Cathodoluminescence Enhancement Mechanisms in Silica Microspheres

TL;DR

This work analyzes cathodoluminescence in silica microspheres that function both as optical resonators for whispering-gallery modes and as high-NA collimators for external emission. By leveraging spectral, angular, and spatial data across multiple sphere sizes and electron-beam energies, the authors decompose CL into photon generation, radiative leakage, and material absorption, revealing surface-localized generation at the sphere boundary. They identify two emission regimes—WGM-dominated and collimated output—and quantify quality-factor components ($Q_{tot}$, $Q_{rad}$, $Q_{mat}$), demonstrating how geometry and material losses govern CL efficiency. The demonstrated collimation and mode selectivity enable applications in quantum measurements, fiber coupling, and studies of surface electronic excitations, advancing CL-based spectroscopy and potential electron–photon entanglement experiments.

Abstract

Cathodoluminescence (CL) enables optical-frequency analysis of samples with nanometer resolutions, originating from the interaction of a focused electron beam with radiative electronic states, or directly with the optical modes of the sample. Here we decompose the various mechanisms underlying CL generation and emission from an archetype spherical resonator using its spectral, angular and spatially resolved features. We investigate radiation of optical whispering-gallery modes in regimes of coherent and incoherent luminescence. The use of different experimental regimes allows us to disentangle the different contributions to the CL in spheres, namely, photon absorption, generation and radiative leakage, and conclude that the photon generation occurs precisely on the sphere's surface. In addition, the spheres serve as high-NA collimating lenses for CL, resulting in mode quality unprecedented for CL in free space.
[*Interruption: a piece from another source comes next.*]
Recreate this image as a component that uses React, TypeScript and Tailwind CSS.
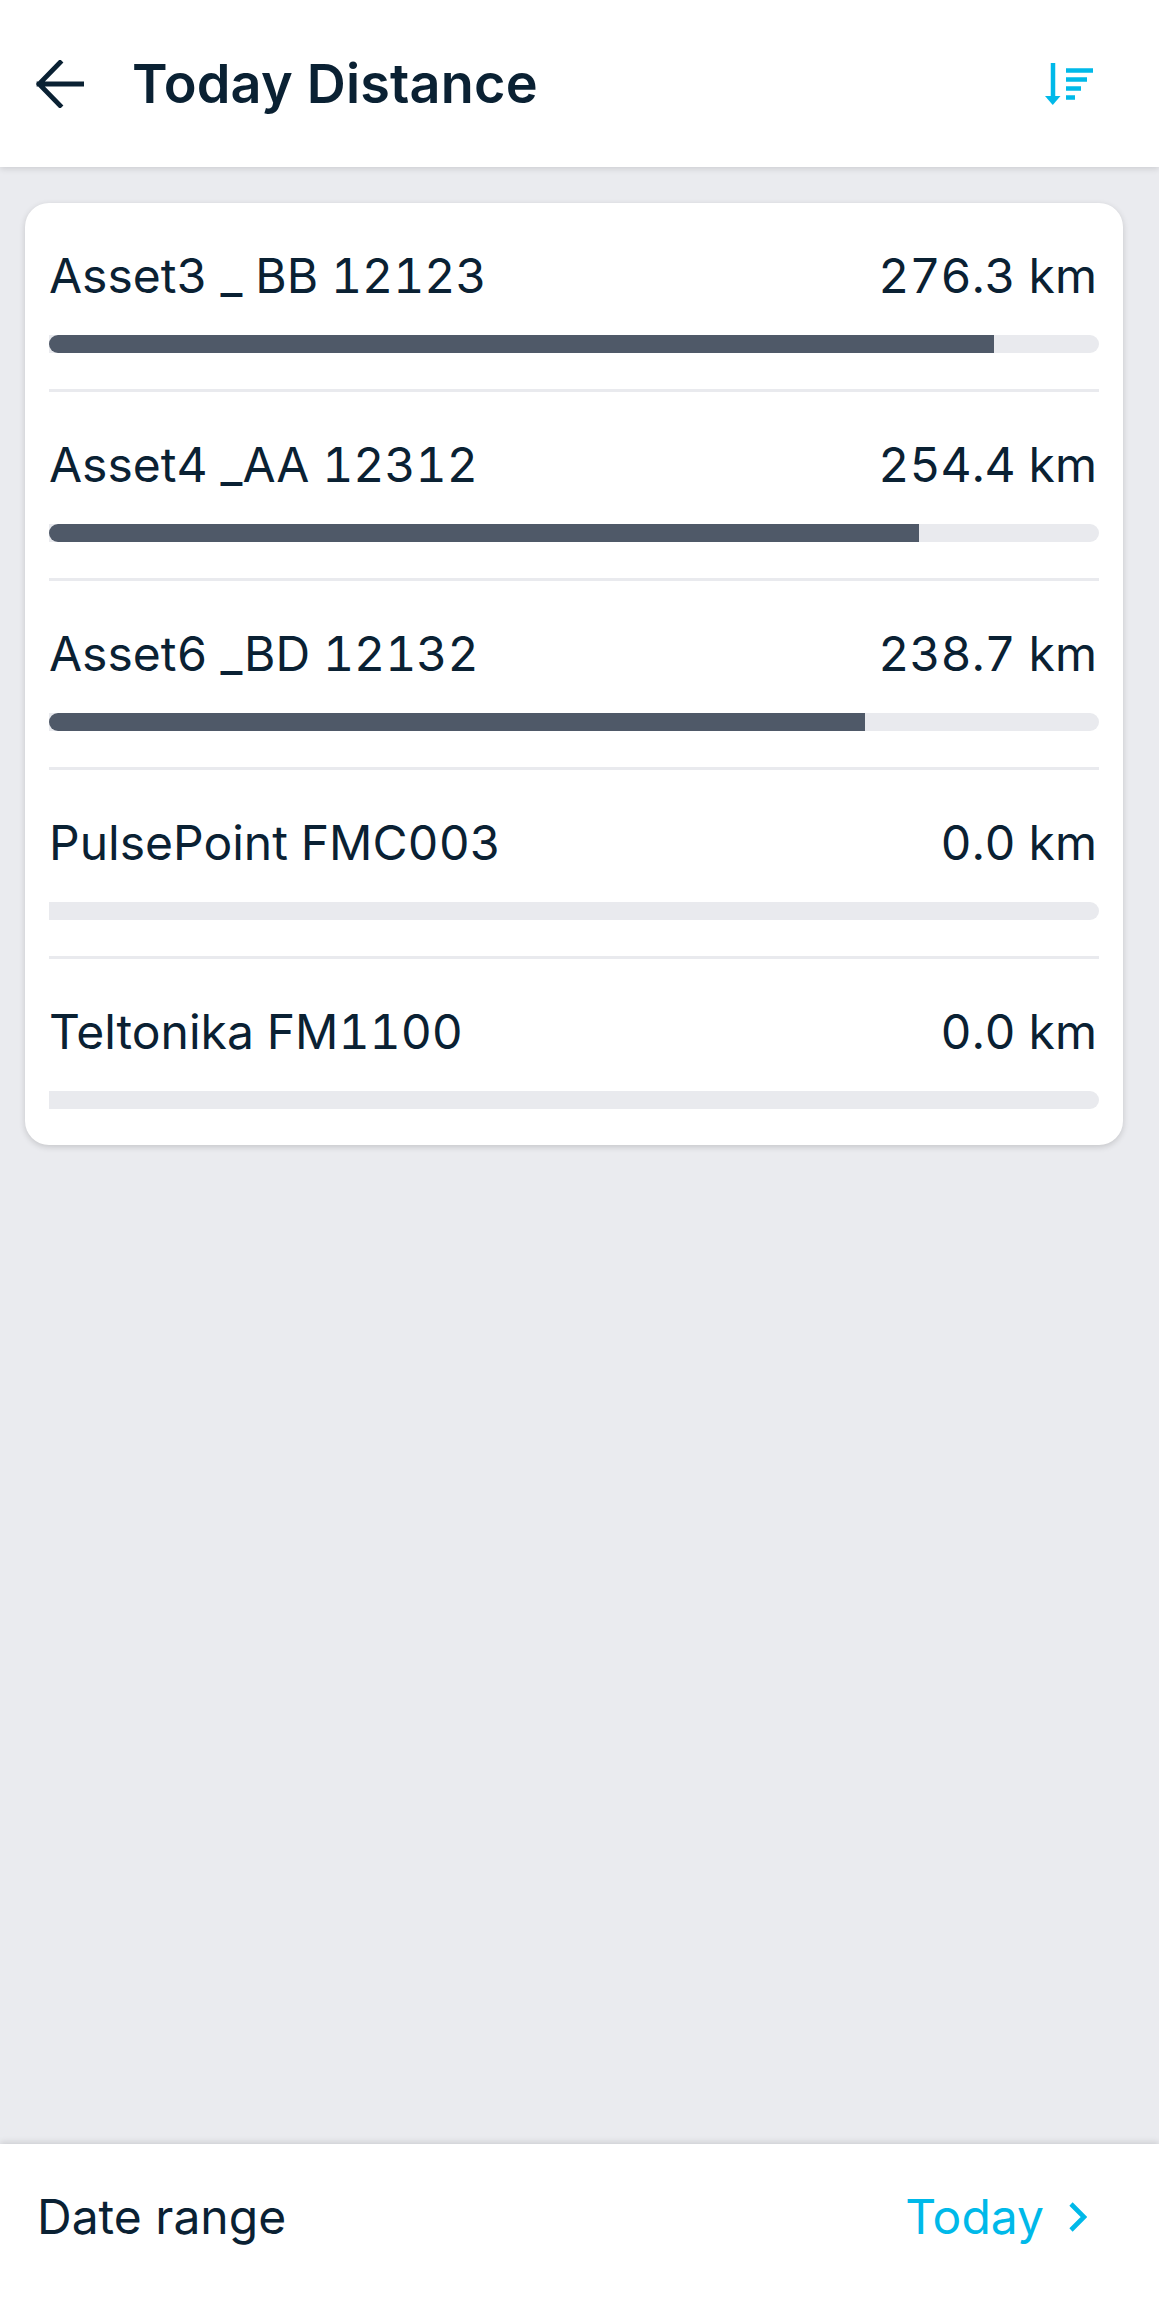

We believe that such collimated and directed CL in free space will enhance existing quantum measurements of CL and facilitate new ones, such as high-rate electron-photon entangled pairs, CL from quantum emitters, and homodyne analysis of CL.

Figures (5)

• Figure 1: Schematic of the measurement setup. (a) An electron beam is focused onto the sample, generating CL photons, which are collimated through a parabolic mirror. A slit before the grating maps the spectrum vs. the polar angle $\theta$, around $\phi=0^\circ$. (b) The inset shows CL enhancement by excitation of a resonant WGM (right) and by geometrical beam collimation (left).
• Figure 2: Angular-resolved CL spectrum. (a)–(b) SEM images of silica microspheres with diameters of 2.1 $\mu m$ , 4.4 $\mu m$, respectively. The electron-beam positioning is marked by a gray square circled in orange. (c) SEM image of a 62 $\mu m$ diameter sphere fabricated from a tapered optical fiber. (d) $\theta$-resolved CL spectrogram from the 2.1 $\mu$m sphere, showing peaks of the sphere's WGMs with a spatially varying background. (e) CL spectral count rate extracted from (d), summed over a low-background range $-70^\circ\leq\theta_{CL}\leq-10^\circ$ (purple) and a high-background range $-79.4^\circ \leq \theta_{CL} \leq -77.6^\circ$ (orange)
• Figure 3: Angular correlations of CL emission with electron impact coordinate. (a) CL emission peak angle $\phi_{CL}$ as function of the beam impact angle $\psi_e$, shows an emission trend to the opposing angle due to the rotation invariance and the sphere. (b) Expanded view of the marked segment, with added error bars. (c) A grid of impact positions of the electron beam, overlaid on a 2.1 $\mu m$ sphere. (d)-(e) 2D maps showing the CL angular distribution for electron excitation at $\psi_e = 320^\circ , r_e = R_{sphere}$ (d) and $\psi_e = 320^\circ, r_e = 0.2 R_{sphere}$ (e).
• Figure 4: Detected CL emission peak angle $\theta_\text{CL}$ as function of the electron beam radial distance from the center of the sphere $r_e$, shown for three different $\psi_e$ angles. The sphere radius is indicated by the black dashed line.
• Figure 5: Quality factor decomposition of silica microspheres. (a) Spectrum of the 4.4 $\mu m$ sphere and (b) 2.1 $\mu m$ sphere. The linewidth of the peaks in (a) was used to extract the material-loss quality factor, $Q_{mat}$. (c) Radiation quality factor, $Q_{rad}$, derived from the experimental linewidth of the peaks in (b) for TE (open circles) and TM polarized (filled circles). The x-markers are the radiative quality factors from the simulated whispering-gallery loss. The dashed line is a guide to the eye. The filled squares (right axis) are the linewidth ratio of TE- vs. TM-polarized modes.